一方で、7つの星がひとつの星系をなしているものを七重連星系と呼びます。これまでに発見されている七重連星系は2つ。さそり座にある「さそり座ニュー星」と、カシオペヤ座にある「カシオペヤ座AR星」です。8つ以上の星からなる多重性は、まだ見つかっていません。
赤色矮星がもっとも多い
天の川銀河で圧倒的に多いのは、赤色矮星です。質量は太陽の約7~50%で、とても暗いのが特徴です。赤色矮星は巨星や太陽と比べても非常にゆっくりとした速度で燃料をを燃やすため、寿命は平均して数兆年と考えられています。地球にもっとも近い赤色矮星は、プロキシマ・ケンタウリです。
恒星の分類法
ヘルツシュプルング・ラッセル図
恒星の分類とは、星をその外見やスペクトルの特徴に基づいて分類するプロセスのことを指します。現在多くの星は、MK分類という方法に基づいて分類されています。この方法では、O、B、A、F、G、K および M のアルファベットを用いて星を分類します。

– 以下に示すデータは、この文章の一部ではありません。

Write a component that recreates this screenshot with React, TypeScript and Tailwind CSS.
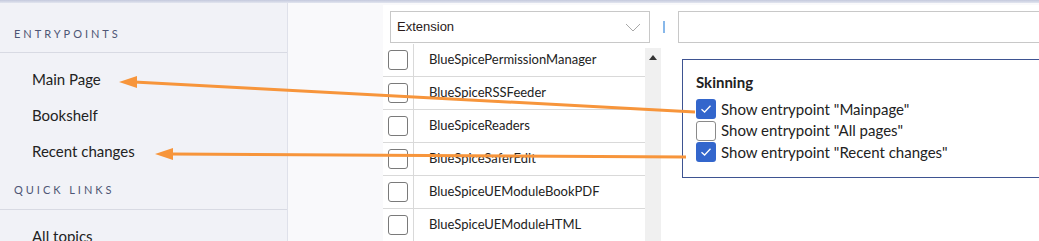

恒星を分類するほかの方法としては、ハーバード分類やヤーキスのスペクトル分類、ジョンソンシステムなどがあります。
太陽はもっとも近い恒星
太陽は、地球上のほぼすべてのものを動かす原動力です。シンプルに言えば、地球上の生命は太陽なくして生きることはできません。太陽が私たちの惑星にもっとも近い恒星であることは天文学の基本ですが、その太陽が宇宙でもっとも一般的なタイプの星であるというのは非常に興味深い話です。
太陽はG型主系列星に分類され、水素の核をゆっくりと燃焼させます。今後60~70億年はその状態が続くと思われ、その後、最終的には赤色巨星となって現在の何倍ものサイズに膨れ上がるでしょう。膨張した太陽は水星や金星の軌道までも飲み込み、地球は完全に居住不可能になってしまうと言われています。